Rows from a dataset of pages and code

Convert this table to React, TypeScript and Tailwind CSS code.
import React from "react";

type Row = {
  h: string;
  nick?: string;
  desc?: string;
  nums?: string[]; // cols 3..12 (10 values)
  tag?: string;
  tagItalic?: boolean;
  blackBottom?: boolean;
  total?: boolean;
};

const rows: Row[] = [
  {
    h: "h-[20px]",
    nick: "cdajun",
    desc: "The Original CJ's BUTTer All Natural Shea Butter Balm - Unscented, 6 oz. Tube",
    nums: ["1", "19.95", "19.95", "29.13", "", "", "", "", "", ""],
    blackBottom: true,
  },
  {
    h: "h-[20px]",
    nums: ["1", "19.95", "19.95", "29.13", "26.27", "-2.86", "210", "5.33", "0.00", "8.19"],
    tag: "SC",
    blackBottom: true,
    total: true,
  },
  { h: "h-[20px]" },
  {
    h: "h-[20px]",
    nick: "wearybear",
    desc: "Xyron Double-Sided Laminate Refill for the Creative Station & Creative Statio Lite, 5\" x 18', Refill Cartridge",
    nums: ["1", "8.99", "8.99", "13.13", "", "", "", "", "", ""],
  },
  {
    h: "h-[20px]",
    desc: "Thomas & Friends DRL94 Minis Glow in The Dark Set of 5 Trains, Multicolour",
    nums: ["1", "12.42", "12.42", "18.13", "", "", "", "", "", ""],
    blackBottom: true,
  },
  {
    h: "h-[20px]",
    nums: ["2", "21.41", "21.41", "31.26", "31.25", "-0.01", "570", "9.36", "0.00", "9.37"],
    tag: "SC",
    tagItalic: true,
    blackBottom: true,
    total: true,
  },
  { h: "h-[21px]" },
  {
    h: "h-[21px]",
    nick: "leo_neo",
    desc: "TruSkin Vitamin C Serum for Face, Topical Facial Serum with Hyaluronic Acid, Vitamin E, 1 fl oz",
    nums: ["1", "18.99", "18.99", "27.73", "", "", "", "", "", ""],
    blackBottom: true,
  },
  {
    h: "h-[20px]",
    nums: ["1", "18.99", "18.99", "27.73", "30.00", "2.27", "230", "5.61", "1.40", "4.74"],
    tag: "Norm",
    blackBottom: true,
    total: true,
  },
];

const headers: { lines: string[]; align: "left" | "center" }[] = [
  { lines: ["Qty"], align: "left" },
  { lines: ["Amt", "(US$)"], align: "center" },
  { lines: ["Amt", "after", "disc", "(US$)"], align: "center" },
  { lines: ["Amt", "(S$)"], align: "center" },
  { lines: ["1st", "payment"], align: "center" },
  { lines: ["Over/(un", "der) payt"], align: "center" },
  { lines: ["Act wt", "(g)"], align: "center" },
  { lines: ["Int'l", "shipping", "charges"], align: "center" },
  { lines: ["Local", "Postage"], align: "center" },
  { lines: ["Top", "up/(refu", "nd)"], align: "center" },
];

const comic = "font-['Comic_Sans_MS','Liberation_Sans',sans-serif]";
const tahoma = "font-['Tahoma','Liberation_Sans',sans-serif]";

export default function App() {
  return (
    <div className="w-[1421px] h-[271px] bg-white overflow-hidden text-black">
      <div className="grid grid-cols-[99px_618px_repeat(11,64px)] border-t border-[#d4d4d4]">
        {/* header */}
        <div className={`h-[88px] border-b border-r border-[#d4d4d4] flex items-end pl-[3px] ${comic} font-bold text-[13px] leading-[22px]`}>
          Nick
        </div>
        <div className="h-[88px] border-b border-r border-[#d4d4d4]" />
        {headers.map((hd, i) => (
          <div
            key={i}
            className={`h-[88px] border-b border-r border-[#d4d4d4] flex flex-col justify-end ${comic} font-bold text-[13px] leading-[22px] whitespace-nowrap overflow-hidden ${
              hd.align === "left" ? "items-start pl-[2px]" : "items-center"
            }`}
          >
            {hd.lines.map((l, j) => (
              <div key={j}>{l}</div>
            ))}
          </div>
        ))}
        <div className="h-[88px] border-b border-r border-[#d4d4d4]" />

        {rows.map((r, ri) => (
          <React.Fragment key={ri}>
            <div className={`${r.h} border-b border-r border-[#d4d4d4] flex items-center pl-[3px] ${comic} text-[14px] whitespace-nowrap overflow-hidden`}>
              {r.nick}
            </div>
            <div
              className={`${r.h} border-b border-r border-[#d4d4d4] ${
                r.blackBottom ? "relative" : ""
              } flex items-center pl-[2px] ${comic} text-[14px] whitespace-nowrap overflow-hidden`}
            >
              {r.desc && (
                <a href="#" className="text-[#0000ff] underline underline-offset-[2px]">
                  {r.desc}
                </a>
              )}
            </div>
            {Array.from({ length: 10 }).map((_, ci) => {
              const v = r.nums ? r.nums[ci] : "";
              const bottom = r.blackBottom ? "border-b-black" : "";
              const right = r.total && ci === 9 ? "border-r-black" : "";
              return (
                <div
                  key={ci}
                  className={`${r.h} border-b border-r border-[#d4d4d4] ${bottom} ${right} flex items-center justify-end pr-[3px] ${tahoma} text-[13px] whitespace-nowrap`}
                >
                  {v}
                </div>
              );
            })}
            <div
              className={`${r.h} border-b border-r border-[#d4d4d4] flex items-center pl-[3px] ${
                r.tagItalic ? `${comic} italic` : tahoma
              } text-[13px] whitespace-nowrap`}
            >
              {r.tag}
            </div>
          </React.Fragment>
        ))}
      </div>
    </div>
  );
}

--

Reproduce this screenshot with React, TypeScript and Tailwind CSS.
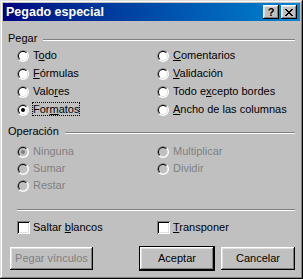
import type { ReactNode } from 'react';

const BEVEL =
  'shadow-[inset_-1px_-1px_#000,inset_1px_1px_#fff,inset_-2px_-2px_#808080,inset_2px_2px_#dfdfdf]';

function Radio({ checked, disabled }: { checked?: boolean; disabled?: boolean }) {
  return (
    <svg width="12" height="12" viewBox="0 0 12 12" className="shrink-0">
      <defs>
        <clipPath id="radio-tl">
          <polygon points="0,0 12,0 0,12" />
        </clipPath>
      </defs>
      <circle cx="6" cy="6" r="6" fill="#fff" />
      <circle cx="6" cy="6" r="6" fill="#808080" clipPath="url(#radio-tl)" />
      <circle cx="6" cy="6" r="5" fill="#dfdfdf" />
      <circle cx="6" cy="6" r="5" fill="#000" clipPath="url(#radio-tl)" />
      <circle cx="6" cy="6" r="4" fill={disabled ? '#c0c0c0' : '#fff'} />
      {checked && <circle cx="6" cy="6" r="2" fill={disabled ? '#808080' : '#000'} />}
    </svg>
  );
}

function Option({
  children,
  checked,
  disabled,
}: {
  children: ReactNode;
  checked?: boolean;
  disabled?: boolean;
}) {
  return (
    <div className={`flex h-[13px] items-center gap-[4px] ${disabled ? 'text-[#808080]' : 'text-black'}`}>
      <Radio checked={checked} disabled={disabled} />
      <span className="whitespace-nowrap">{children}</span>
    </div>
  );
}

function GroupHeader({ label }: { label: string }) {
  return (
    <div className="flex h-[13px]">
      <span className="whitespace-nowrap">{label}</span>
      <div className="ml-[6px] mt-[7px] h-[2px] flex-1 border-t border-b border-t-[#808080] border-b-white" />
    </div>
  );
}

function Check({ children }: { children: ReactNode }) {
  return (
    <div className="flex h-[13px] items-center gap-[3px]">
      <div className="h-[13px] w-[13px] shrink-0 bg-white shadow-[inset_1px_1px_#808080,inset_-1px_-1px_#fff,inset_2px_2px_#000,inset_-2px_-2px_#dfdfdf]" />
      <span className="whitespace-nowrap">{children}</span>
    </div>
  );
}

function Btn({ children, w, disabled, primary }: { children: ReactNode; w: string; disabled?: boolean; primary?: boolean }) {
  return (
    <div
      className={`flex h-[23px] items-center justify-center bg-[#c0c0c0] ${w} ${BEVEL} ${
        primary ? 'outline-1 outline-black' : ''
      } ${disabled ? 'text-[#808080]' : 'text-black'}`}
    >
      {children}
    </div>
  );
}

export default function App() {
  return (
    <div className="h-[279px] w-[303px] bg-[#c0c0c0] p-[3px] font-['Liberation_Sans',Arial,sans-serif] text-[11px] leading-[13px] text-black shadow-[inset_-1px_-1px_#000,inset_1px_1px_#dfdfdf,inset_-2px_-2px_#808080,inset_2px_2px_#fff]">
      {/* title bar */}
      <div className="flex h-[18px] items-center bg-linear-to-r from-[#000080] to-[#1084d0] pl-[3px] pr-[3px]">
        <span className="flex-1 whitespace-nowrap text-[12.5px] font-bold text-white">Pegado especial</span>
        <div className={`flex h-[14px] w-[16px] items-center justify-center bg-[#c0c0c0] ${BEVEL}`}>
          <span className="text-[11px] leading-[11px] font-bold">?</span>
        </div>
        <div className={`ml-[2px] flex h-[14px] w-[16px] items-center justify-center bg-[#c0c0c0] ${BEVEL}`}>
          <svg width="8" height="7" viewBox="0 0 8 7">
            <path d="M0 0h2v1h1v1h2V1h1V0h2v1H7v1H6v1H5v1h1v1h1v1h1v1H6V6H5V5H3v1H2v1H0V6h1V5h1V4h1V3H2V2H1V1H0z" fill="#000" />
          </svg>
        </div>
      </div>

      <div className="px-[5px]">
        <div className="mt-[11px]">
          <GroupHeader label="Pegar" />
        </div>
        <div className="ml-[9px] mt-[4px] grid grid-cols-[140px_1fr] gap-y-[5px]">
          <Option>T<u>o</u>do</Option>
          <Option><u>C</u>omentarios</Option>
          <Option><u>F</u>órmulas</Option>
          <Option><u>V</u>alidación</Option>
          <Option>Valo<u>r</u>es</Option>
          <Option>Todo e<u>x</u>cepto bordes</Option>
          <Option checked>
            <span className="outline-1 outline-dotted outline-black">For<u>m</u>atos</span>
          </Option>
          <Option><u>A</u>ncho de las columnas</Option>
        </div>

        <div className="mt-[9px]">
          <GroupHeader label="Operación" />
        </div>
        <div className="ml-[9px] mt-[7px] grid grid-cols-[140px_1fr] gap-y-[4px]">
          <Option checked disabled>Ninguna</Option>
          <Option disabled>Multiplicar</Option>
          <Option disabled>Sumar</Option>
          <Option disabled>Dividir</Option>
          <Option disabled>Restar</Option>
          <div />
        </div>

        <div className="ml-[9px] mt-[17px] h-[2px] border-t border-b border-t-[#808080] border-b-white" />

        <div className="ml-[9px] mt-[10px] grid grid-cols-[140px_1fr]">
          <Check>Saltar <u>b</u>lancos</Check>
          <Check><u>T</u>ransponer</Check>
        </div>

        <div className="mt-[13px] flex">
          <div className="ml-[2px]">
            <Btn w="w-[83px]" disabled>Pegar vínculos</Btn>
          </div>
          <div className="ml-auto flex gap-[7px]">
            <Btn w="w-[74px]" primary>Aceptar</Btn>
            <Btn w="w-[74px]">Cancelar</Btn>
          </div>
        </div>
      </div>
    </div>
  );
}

* * *

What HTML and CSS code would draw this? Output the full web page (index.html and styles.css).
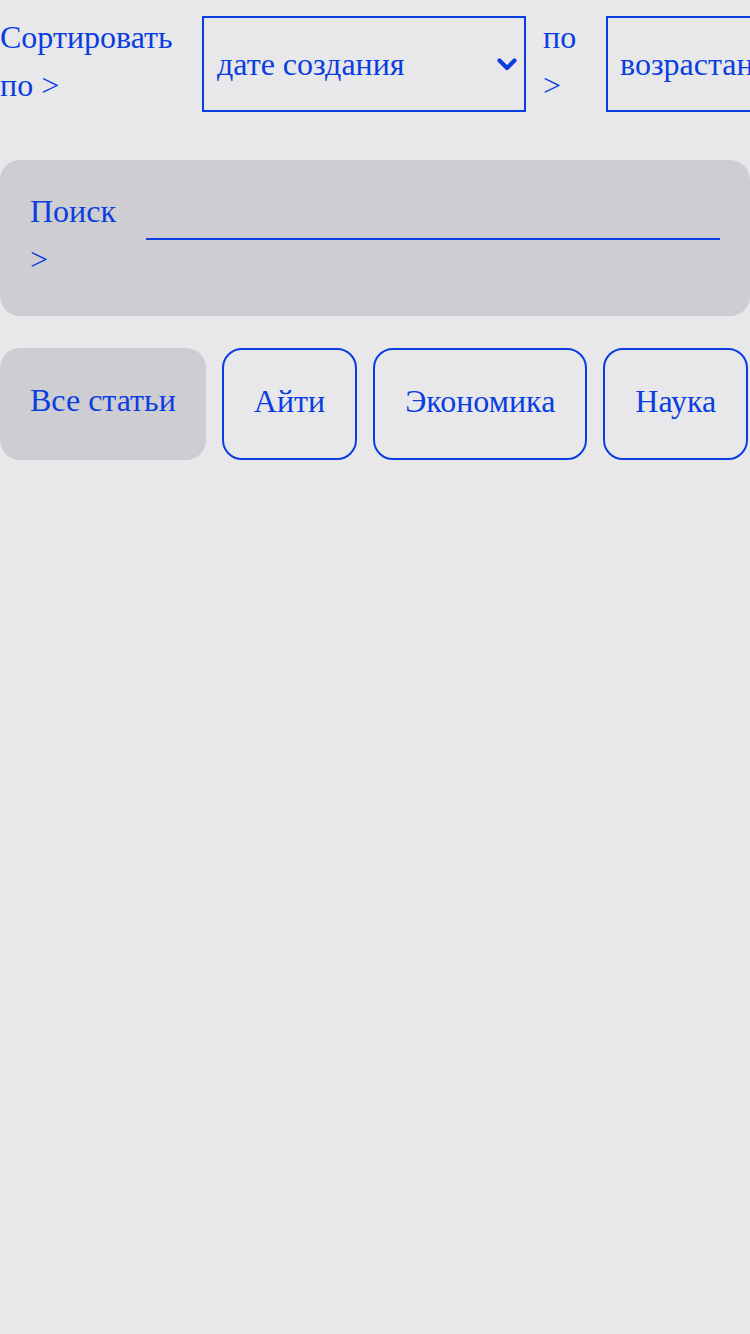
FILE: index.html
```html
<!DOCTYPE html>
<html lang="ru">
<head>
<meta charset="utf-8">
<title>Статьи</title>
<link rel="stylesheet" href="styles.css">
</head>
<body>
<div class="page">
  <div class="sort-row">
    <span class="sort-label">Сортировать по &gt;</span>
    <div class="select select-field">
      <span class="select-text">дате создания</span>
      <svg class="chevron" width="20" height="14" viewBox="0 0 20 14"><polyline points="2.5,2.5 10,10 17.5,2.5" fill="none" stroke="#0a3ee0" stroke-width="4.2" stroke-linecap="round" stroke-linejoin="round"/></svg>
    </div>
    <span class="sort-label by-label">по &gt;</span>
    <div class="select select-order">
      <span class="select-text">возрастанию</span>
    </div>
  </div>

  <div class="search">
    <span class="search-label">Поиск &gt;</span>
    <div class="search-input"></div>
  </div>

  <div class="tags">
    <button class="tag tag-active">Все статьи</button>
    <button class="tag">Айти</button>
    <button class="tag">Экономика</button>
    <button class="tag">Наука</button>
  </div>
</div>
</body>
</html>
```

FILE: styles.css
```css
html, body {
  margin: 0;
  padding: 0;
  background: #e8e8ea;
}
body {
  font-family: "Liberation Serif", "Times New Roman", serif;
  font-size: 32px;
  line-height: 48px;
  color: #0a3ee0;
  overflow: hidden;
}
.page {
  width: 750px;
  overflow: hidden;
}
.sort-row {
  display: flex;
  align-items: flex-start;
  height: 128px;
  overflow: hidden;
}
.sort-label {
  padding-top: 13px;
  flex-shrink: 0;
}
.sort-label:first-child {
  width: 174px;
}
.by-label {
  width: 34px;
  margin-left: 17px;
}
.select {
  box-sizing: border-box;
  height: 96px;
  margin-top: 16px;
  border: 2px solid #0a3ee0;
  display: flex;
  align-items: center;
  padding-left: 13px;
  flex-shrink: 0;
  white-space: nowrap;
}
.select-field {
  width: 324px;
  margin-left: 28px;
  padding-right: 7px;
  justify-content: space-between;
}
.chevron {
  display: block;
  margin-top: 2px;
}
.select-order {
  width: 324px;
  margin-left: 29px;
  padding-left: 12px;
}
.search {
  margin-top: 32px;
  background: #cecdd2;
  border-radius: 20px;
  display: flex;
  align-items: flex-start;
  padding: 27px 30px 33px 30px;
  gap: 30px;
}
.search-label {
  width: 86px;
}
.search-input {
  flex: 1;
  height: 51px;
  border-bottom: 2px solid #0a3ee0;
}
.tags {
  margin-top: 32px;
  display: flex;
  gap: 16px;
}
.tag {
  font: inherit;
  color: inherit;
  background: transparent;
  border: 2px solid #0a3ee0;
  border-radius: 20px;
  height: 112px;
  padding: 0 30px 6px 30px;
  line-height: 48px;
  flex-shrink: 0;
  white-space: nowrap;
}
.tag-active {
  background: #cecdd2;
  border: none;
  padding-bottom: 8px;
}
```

# Exercise brief
Whichever lines contain the string "this", select and copy them.

# Correct output
Convert this table to React, TypeScript and Tailwind CSS code.
Reproduce this screenshot with React, TypeScript and Tailwind CSS.
What HTML and CSS code would draw this? Output the full web page (index.html and styles.css).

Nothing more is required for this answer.